> _Instructions for the task_
Take the data below and copy exactly the lines starting at the one with "Write a component" and finishing at the one with "const GREEN = '#217346';", both included.

#### Available data

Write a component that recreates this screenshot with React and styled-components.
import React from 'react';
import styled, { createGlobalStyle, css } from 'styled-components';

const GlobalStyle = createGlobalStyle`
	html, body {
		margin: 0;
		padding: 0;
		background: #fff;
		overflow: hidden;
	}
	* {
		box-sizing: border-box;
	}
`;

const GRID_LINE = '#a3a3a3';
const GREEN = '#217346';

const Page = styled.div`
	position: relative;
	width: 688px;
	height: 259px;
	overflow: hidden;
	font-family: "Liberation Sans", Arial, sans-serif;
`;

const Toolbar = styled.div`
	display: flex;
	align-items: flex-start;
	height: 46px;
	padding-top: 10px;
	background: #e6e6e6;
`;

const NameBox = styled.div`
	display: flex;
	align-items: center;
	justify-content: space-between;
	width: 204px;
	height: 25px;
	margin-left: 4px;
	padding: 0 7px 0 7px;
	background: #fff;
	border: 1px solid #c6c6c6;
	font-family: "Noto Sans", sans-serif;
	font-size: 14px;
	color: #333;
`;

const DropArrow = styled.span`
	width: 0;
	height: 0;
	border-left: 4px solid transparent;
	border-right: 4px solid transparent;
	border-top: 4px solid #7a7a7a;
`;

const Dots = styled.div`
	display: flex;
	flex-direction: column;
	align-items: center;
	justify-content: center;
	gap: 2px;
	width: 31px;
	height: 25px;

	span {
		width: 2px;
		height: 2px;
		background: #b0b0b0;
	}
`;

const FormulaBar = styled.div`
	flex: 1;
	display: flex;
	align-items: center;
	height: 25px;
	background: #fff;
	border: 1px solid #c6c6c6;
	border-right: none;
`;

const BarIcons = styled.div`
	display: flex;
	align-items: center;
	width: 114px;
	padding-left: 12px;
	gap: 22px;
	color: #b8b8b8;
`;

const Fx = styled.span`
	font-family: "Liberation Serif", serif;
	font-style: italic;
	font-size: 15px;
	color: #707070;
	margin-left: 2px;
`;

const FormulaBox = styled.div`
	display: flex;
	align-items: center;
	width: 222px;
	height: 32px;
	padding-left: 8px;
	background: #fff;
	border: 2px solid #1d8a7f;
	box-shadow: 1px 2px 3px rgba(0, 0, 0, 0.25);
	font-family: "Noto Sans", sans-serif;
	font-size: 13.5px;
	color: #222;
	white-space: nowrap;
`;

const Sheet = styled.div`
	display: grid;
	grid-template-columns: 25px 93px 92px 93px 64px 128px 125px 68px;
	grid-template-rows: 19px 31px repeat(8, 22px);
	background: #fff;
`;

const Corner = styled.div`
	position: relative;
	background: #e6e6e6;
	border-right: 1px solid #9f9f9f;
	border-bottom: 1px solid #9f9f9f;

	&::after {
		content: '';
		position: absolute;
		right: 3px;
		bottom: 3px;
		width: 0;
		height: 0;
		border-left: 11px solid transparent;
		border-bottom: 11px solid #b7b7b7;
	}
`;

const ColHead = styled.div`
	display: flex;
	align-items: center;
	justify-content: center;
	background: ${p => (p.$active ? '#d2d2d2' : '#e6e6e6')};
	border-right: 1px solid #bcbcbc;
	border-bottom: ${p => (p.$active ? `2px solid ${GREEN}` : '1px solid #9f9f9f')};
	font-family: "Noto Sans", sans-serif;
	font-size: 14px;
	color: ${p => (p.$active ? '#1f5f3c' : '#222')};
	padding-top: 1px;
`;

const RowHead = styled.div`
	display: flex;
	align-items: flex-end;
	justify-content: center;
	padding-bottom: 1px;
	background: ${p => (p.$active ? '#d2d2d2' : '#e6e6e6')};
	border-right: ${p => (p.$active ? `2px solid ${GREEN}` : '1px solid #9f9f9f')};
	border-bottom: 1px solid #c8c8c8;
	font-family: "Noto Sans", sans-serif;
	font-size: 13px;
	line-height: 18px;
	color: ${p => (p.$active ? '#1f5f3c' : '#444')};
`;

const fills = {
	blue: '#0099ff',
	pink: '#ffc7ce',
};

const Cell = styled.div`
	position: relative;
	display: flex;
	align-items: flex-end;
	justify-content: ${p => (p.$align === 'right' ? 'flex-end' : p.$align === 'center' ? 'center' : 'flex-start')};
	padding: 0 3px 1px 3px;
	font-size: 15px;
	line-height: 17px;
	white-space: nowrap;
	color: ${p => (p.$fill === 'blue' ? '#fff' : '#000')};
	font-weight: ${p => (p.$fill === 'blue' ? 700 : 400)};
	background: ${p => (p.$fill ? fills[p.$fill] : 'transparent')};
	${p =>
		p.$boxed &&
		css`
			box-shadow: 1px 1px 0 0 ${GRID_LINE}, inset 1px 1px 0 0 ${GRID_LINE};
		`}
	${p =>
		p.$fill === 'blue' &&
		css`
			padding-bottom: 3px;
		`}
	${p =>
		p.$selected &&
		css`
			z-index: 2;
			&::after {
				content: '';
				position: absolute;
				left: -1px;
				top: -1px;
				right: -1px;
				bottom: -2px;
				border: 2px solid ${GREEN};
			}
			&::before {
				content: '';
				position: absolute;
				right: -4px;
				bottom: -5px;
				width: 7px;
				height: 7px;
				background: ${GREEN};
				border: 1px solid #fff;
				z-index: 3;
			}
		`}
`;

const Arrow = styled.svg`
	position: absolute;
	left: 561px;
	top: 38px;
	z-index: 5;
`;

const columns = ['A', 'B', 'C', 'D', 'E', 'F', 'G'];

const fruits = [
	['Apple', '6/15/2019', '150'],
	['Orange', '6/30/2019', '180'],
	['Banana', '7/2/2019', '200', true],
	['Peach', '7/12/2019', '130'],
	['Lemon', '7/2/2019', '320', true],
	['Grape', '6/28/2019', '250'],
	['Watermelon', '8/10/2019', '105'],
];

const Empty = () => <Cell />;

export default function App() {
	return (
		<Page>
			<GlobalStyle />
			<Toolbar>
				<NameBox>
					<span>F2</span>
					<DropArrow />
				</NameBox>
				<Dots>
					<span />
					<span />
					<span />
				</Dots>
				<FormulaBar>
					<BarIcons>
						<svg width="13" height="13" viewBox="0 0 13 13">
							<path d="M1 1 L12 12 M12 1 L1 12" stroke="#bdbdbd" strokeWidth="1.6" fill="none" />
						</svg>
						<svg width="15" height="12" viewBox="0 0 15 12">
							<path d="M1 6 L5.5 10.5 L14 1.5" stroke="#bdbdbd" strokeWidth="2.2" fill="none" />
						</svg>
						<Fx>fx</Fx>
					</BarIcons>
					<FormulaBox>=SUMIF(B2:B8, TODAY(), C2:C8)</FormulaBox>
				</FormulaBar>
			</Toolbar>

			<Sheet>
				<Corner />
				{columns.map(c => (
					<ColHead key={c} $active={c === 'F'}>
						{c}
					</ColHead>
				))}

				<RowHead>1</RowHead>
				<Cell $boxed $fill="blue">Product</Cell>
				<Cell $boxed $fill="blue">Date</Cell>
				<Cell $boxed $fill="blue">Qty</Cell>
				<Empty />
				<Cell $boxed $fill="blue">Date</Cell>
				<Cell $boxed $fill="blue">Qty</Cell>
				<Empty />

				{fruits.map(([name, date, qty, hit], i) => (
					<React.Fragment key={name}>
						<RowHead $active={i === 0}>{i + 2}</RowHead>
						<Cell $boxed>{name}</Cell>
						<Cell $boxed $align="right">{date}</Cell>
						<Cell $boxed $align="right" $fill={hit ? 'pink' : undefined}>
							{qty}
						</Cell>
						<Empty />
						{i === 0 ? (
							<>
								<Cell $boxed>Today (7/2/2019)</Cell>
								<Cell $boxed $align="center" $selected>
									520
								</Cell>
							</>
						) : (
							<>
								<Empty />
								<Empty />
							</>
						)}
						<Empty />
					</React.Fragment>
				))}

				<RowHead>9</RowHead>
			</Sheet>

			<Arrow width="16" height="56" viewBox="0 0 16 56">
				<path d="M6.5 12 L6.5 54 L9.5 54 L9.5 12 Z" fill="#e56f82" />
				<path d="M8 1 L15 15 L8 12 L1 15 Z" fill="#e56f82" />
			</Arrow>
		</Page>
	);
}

########
#### Available data

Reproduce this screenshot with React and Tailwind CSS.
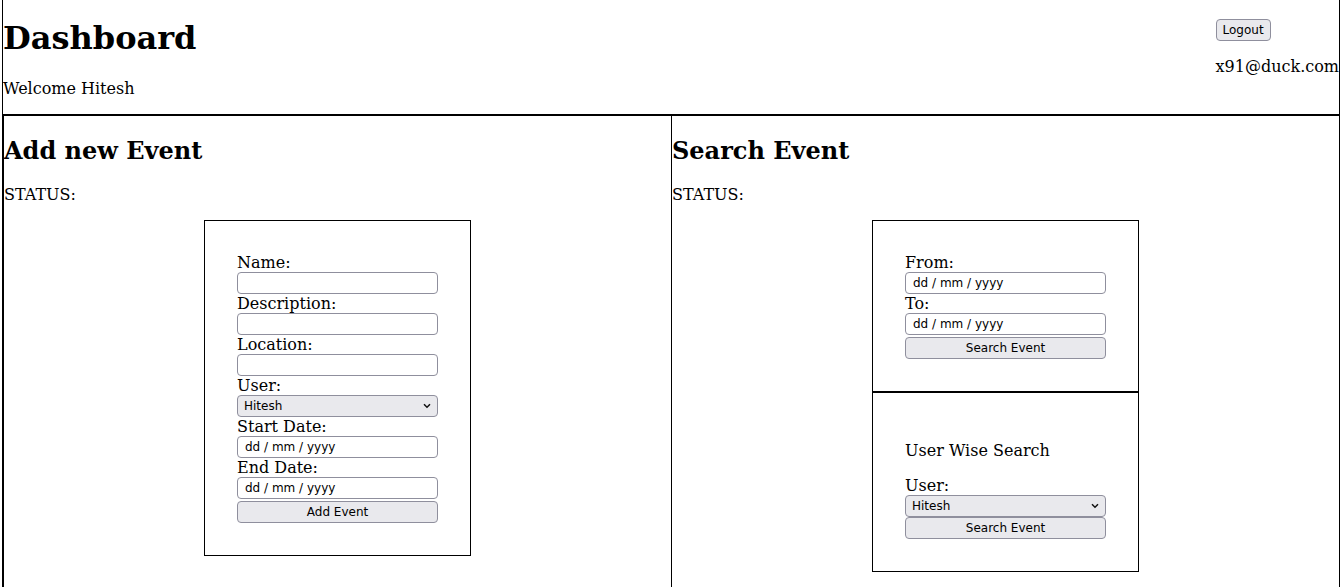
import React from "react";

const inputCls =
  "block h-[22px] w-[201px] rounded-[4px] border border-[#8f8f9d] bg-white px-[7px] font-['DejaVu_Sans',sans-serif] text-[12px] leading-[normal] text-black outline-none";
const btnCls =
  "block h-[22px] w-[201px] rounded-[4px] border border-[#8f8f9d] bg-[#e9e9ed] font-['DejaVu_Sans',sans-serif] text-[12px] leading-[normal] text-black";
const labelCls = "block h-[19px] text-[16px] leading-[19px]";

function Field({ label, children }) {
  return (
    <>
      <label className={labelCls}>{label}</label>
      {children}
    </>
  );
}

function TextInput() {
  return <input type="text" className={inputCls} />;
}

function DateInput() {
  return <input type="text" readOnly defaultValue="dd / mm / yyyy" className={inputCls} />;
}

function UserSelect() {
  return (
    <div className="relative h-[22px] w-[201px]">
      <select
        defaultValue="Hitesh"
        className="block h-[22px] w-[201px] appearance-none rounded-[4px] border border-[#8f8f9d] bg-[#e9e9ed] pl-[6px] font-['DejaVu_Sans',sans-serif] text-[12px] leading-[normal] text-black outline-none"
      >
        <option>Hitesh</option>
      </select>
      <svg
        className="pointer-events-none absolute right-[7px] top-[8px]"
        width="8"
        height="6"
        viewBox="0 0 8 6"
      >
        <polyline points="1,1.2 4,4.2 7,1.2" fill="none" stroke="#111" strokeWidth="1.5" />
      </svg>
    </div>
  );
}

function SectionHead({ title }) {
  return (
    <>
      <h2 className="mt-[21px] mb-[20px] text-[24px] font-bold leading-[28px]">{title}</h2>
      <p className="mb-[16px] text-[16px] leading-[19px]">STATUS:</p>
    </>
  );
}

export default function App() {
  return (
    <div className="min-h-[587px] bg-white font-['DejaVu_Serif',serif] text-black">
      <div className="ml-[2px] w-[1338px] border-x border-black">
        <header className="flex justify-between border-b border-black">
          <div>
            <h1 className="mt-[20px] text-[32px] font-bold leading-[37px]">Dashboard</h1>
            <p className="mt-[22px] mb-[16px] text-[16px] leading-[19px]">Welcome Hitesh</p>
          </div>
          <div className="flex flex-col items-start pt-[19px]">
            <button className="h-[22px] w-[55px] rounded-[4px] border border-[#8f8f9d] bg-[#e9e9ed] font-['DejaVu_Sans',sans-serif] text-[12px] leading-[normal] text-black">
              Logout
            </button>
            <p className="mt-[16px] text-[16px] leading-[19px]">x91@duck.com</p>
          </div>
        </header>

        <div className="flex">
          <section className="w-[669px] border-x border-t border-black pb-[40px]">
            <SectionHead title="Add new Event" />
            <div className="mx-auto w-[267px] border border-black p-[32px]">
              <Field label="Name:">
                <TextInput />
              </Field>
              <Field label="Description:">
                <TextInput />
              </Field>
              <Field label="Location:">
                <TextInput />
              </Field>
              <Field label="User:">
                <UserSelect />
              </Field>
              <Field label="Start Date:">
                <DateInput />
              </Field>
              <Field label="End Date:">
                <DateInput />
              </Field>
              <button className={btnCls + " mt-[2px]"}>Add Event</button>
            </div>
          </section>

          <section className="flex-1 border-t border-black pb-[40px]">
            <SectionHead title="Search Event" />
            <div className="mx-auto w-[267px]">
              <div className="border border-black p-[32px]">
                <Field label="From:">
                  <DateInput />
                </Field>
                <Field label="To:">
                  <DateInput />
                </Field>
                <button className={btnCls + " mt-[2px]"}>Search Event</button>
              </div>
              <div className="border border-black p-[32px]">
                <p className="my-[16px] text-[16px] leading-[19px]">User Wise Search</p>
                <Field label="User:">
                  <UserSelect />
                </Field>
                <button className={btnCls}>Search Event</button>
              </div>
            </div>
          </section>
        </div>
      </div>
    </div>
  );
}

########

> _Solution to this task_
Write a component that recreates this screenshot with React and styled-components.
import React from 'react';
import styled, { createGlobalStyle, css } from 'styled-components';

const GlobalStyle = createGlobalStyle`
	html, body {
		margin: 0;
		padding: 0;
		background: #fff;
		overflow: hidden;
	}
	* {
		box-sizing: border-box;
	}
`;

const GRID_LINE = '#a3a3a3';
const GREEN = '#217346';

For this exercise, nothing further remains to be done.